When the flow from the subprime mortgages, those home loans taken out by people who could barely afford them, slowed down into a trickle and then effectively stopped, panic gripped capital markets the world over.

Banks could not trust other banks and the interbank money market shrank as a result. After all, who knew just how much trouble the banks were in. Balance sheets couldn’t be trusted with the creative accounting and business structuring at play. It came as no surprise that central banks around the world felt the need to come to the rescue.

Their solution was quantitative easing. Effectively, their solution was to create loads of money and dump it onto the banks in the hope that they would lend to the productive sectors of the economy. It goes without saying that growth had slowed down around many parts of the world.

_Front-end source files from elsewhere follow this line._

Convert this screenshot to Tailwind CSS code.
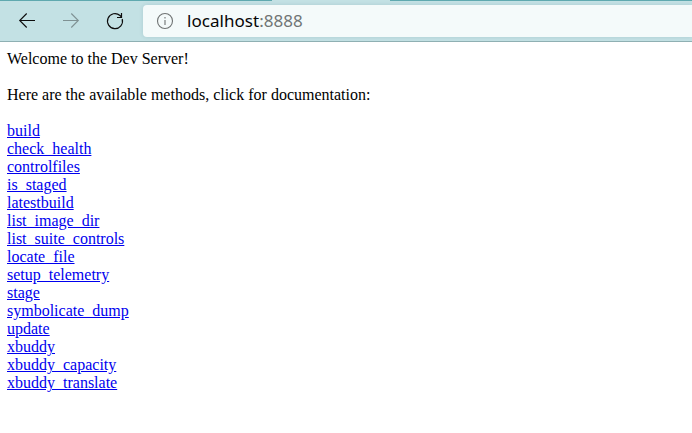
<!DOCTYPE html>
<html lang="en"><head><meta charset="utf-8"><title>Dev Server</title>
<script src="https://cdn.jsdelivr.net/npm/@tailwindcss/browser@4"></script></head>
<body class="h-[433px] overflow-hidden bg-white">
<header class="h-[42px] border-b border-b-[#8fb0b3] bg-[#c3e1e4]">
<div class="flex h-px justify-between bg-[#5fa9af]"><span class="ml-[272px] w-[118px] bg-[#c3e1e4]"></span></div>
<div class="flex h-10 items-center">
<nav class="flex w-[143px] shrink-0 items-center gap-6 pl-[17px] text-[#0c0c0c]">
<svg class="size-5" viewBox="0 0 20 20" fill="none" stroke="currentColor" stroke-width="1.1"><path d="M18 9.500H2.500M9.700 2.500L2.700 9.500L9.700 16.500"/></svg>
<svg class="size-5 text-[#7f9193]" viewBox="0 0 20 20" fill="none" stroke="currentColor" stroke-width="1.1"><path d="M2 9.500H17.500M10.300 2.500L17.300 9.500L10.300 16.500"/></svg>
<svg class="size-5" viewBox="0 0 20 20" fill="none" stroke="currentColor" stroke-width="1.2"><path d="M17.200 8A7.500 7.500 0 1 1 15 4.500L16.500 6M16.500 2V6.500H12"/></svg>
</nav>
<div class="flex h-8 grow items-center rounded-l bg-[#f4fafa] pl-[13px] shadow-[0_0_4px_rgba(0,60,70,0.12)]">
<svg class="size-[18px]" viewBox="0 0 18 18" fill="none" stroke="#6f7373" stroke-width="1.1"><circle cx="9" cy="9" r="7.500"/><path d="M9 8V13M9 5V6.500"/></svg>
<div class="ml-[13px] font-['Noto_Sans',sans-serif] text-[17px] tracking-[0.04px] text-[#050505]">localhost<span class="text-[#707575]">:8888</span></div>
</div></div></header>
<main class="px-[7px] pt-2 font-['Liberation_Serif',serif] text-[16px] leading-[18px] text-black">
<p>Welcome to the Dev Server!</p><p class="mt-[18px]">Here are the available methods, click for documentation:</p>
<ul class="mt-[18px] text-[#0000ee] underline">
<li><a href="#">build</a></li><li><a href="#">check_health</a></li><li><a href="#">controlfiles</a></li><li><a href="#">is_staged</a></li><li><a href="#">latestbuild</a></li><li><a href="#">list_image_dir</a></li><li><a href="#">list_suite_controls</a></li><li><a href="#">locate_file</a></li><li><a href="#">setup_telemetry</a></li><li><a href="#">stage</a></li><li><a href="#">symbolicate_dump</a></li><li><a href="#">update</a></li><li><a href="#">xbuddy</a></li><li><a href="#">xbuddy_capacity</a></li><li><a href="#">xbuddy_translate</a></li>
</ul></main></body></html>
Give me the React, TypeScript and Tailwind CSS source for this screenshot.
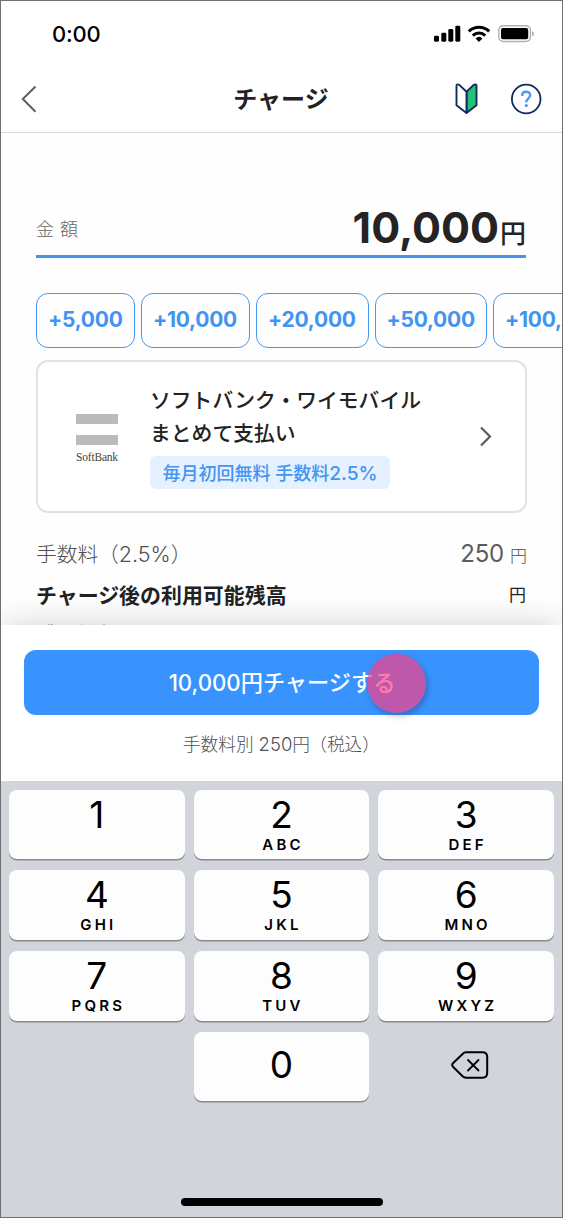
import type { ReactNode } from 'react';

const KEYS = [
  ['1', ''],
  ['2', 'ABC'],
  ['3', 'DEF'],
  ['4', 'GHI'],
  ['5', 'JKL'],
  ['6', 'MNO'],
  ['7', 'PQRS'],
  ['8', 'TUV'],
  ['9', 'WXYZ'],
];

const AMOUNTS = [
  { label: '+5,000', width: 'w-[99px]' },
  { label: '+10,000', width: 'w-[109px]' },
  { label: '+20,000', width: 'w-[112.5px]' },
  { label: '+50,000', width: 'w-[112.5px]' },
  { label: '+100,000', width: 'w-[126px]' },
];

function StatusBar() {
  return (
    <div className="flex h-[64px] items-start justify-between pl-[51px] pr-[28px]">
      <span className="mt-[18px] text-[22px] leading-[30px] font-medium tracking-[-0.2px] text-black">0:00</span>
      <svg className="mt-[23px]" width="101" height="20" viewBox="433 24 101 20">
        <rect x="434" y="35.7" width="5" height="6" rx="1.4" />
        <rect x="441.3" y="32.7" width="5" height="9" rx="1.4" />
        <rect x="448.3" y="29" width="5" height="12.7" rx="1.4" />
        <rect x="455.3" y="25.7" width="5" height="16" rx="1.4" />
        <g fill="none" stroke="#000" strokeWidth="3">
          <path d="M468.8 31.4a14.6 14.6 0 0 1 20.4 0" />
          <path d="M472.8 35.6a8.8 8.8 0 0 1 12.4 0" />
        </g>
        <path d="M479 41.9l-3.4-3.5a5 5 0 0 1 6.8 0z" />
        <rect x="498.8" y="25.7" width="31.6" height="15.8" rx="4.4" fill="#fff" stroke="#b0b0b0" strokeWidth="1.4" />
        <rect x="501" y="28" width="27.2" height="11.3" rx="2" />
        <path d="M532 31.2c2.6 1.2 2.6 3.8 0 5z" fill="#b0b0b0" />
      </svg>
    </div>
  );
}

function Header() {
  return (
    <header className="flex h-[68px] items-center border-b border-[#dadada] pl-[19px] pr-[20px]">
      <div className="flex w-[160px]">
        <svg width="18" height="30" viewBox="20 84 18 30" fill="none" stroke="#606060" strokeWidth="2">
          <path d="M35.5 86.5L22.8 99l12.7 12.7" />
        </svg>
      </div>
      <h1 className="flex-1 pt-[2px] text-center text-[24px] font-bold text-[#222]">チャージ</h1>
      <div className="flex w-[160px] justify-end gap-[32px]">
        <svg width="23" height="32" viewBox="455 83 23 32" strokeLinejoin="round" stroke="#0f2b63" strokeWidth="1.9">
          <path d="M466.5 91.8l7.2-6.9c1.4-1 2.8-.6 2.8.8v19.6l-10 7.7z" fill="#25c275" />
          <path d="M466.5 91.8l-7.2-6.9c-1.4-1-2.8-.6-2.8.8v19.6l10 7.7z" fill="#fff" />
        </svg>
        <svg width="32" height="32" viewBox="510 83 32 32" fill="none">
          <circle cx="526.2" cy="99" r="14.3" stroke="#0f2b63" strokeWidth="1.8" />
          <path d="M522.2 96v-.8c0-2.4 1.8-3.5 4-3.5s4 1.4 4 3.6c0 3.2-4 3.4-4 6.9" stroke="#4a9af4" strokeWidth="2.4" />
          <circle cx="526.3" cy="105.5" r="1.6" fill="#4a9af4" />
        </svg>
      </div>
    </header>
  );
}

function AmountButton({ label, width }: { label: string; width: string }) {
  return (
    <button
      className={`${width} h-[55px] shrink-0 rounded-[12px] border-[1.5px] border-[#4796f0] pb-[2px] pl-[11px] text-left text-[21px] leading-none font-bold tracking-[-0.25px] text-[#4294f0]`}
    >
      {label}
    </button>
  );
}

function Key({ children }: { children: ReactNode }) {
  return (
    <button className="flex flex-col items-center rounded-[8px] bg-[#fdfdfe] text-black shadow-[0_1.5px_0_#898a8d]">
      {children}
    </button>
  );
}

function Keypad() {
  return (
    <div className="flex h-[436px] flex-col items-center bg-[#d1d4db] px-[8px] pt-[9px]">
      <div className="grid w-full grid-cols-3 grid-rows-[69px_70px_70px_69px] gap-x-[9px] gap-y-[11px]">
        {KEYS.map(([digit, letters]) => (
          <Key key={digit}>
            <span className="mt-[4px] text-[37px] leading-[42px]">{digit}</span>
            <span className="h-[17px] pl-[3px] text-[15px] leading-[17px] font-semibold tracking-[3.2px]">{letters}</span>
          </Key>
        ))}
        <span />
        <Key>
          <span className="mt-[12px] text-[37px] leading-[42px]">0</span>
        </Key>
        <div className="flex items-center justify-center pb-[4px] pl-[8px]">
          <svg width="40" height="30" viewBox="450 1050 40 30" fill="none" stroke="#000" strokeWidth="2" strokeLinejoin="round">
            <path d="M466 1052.3h16.5q4.7 0 4.7 4.7v16q0 4.7-4.7 4.7H466q-2 0-3.400-1.400l-9.400-9.300q-2-2 0-4l9.400-8.900q1.400-1.800 3.400-1.800z" />
            <path d="M468 1060l10.5 10.500M478.500 1060L468 1070.500" strokeLinecap="round" strokeWidth="1.8" />
          </svg>
        </div>
      </div>
      <div className="mt-[97px] h-[8px] w-[202px] rounded-full bg-black" />
    </div>
  );
}

export default function App() {
  return (
    <div className="flex h-[1218px] w-[563px] flex-col overflow-hidden border border-[#6f6f71] bg-white font-['Inter','Noto_Sans_CJK_JP',sans-serif]">
      <StatusBar />
      <Header />
      <main className="h-[492px] overflow-hidden bg-[#fefefe] pt-[66px]">
        <div className="mr-[36px] ml-[35px] flex h-[59px] items-center justify-between border-b-[3px] border-[#4795eb]">
          <span className="mt-[4px] text-[18px] font-light tracking-[6px] text-[#666]">金額</span>
          <div className="flex items-baseline text-[#252324]">
            <span className="mr-[1px] text-[43px] leading-[54px] font-bold">10,000</span>
            <span className="text-[26px] leading-none font-medium">円</span>
          </div>
        </div>
        <div className="mt-[35px] flex gap-[6px] overflow-hidden pl-[35px]">
          {AMOUNTS.map((a) => (
            <AmountButton key={a.label} {...a} />
          ))}
        </div>
        <section className="mx-[35px] mt-[12px] flex h-[153px] items-start rounded-[12px] border-2 border-[#e2e2e4] bg-white">
          <div className="mt-[52px] ml-[38px] flex w-[42px] flex-col items-center">
            <div className="h-[10px] w-[42px] bg-[#bbbbbc]" />
            <div className="mt-[11px] h-[10px] w-[42px] bg-[#bbbbbc]" />
            <span className="mt-[5px] font-['Liberation_Serif',serif] text-[11.5px] leading-[15px] tracking-[-0.2px] text-[#444]">
              SoftBank
            </span>
          </div>
          <div className="mt-[22px] ml-[32px] flex flex-col items-start">
            <p className="text-[20.8px] leading-[33px] font-medium whitespace-nowrap text-[#222]">
              ソフトバンク・ワイモバイル
              <br />
              まとめて支払い
            </p>
            <span className="mt-[6px] flex h-[33px] w-[240px] items-center justify-center rounded-[6px] bg-[#e5f1fe] pt-[2px] text-[18px] font-medium whitespace-nowrap text-[#4494f0]">
              <span>毎月初回無料 手数料</span>
              <span className="text-[19.2px]">2.5%</span>
            </span>
          </div>
          <svg className="mt-[64px] ml-[57px]" width="14" height="22" viewBox="478 426 14 22" fill="none" stroke="#5c5c5e" strokeWidth="2.2">
            <path d="M481 427.5l9 9-9 9" />
          </svg>
        </section>
        <div className="mx-[35px] mt-[20px] flex h-[42px] items-center justify-between text-[20.8px] font-light text-[#505050]">
          <span className="[font-feature-settings:'halt']">
            <span className="mr-[10px]">手数料</span>（<span className="text-[21.5px]">2.5%</span>）
          </span>
          <span className="flex items-baseline gap-[6px]">
            <span className="text-[24px] leading-none font-normal tracking-[-0.2px] text-[#5c5c5c]">250</span>
            <span className="text-[17px] leading-none">円</span>
          </span>
        </div>
        <div className="mr-[36px] ml-[35px] flex h-[42px] items-center justify-between text-[20.95px] font-bold text-[#222]">
          <span>チャージ後の利用可能残高</span>
          <span className="text-[17px] font-normal">円</span>
        </div>
        <div className="mx-[35px] text-[20.8px] leading-[35px] font-light text-[#777]">残高総額</div>
      </main>
      <section className="relative flex h-[156px] shrink-0 flex-col items-center bg-white pt-[25px] shadow-[0_0_32px_-2px_rgba(0,0,0,0.2)]">
        <button className="h-[65px] w-[515px] rounded-[12px] bg-[#3993ff] pl-[1px] text-[22.2px] font-medium text-white">
          10,000円チャージする
        </button>
        <p className="mt-[15px] -ml-[9px] text-[17.7px] leading-[28px] font-light whitespace-nowrap text-[#505050] [font-feature-settings:'halt']">
          手数料別 <span className="text-[18.5px]">250</span>
          <span className="mr-[8px]">円</span>（税込）
        </p>
        <span className="absolute top-[29px] left-[366px] h-[59px] w-[59px] rounded-full bg-[#fe3c82]/68 shadow-[2px_3px_6px_rgba(0,0,0,0.25)]" />
      </section>
      <div className="relative">
        <Keypad />
      </div>
    </div>
  );
}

This ‘quantitative easing’ saw interests tumble to levels so low that it no longer made sense to save. Arguably, this is still the reality in many parts of the western world. Real interest rates (nominal interest rate — inflation) are close to zero, if not negative. This leads on to why you should care about all this.

Why should you care?

Saving, after all, is an exercise whose chief aim is the storage of value over time. As we have seen dramatically in the post-2000 Zimbabwean era and also, albeit in a comparatively muted way, in the post-2008 western world scenario, saving in fiat currency or some other derivative of it makes saving an exercise in futility.

You can only win if real interest rates are positive by a significant enough margin. High real interest rates are sometimes, nay, at many times counter to the policy objectives of the central banks of the world. Even without bringing malevolence into account, ordinary monetary policy in recent years has made unworkable any attempt to save and store value in fiat currency (or any derivative of it). You have to look to something with a much longer, and proven, history of storing value.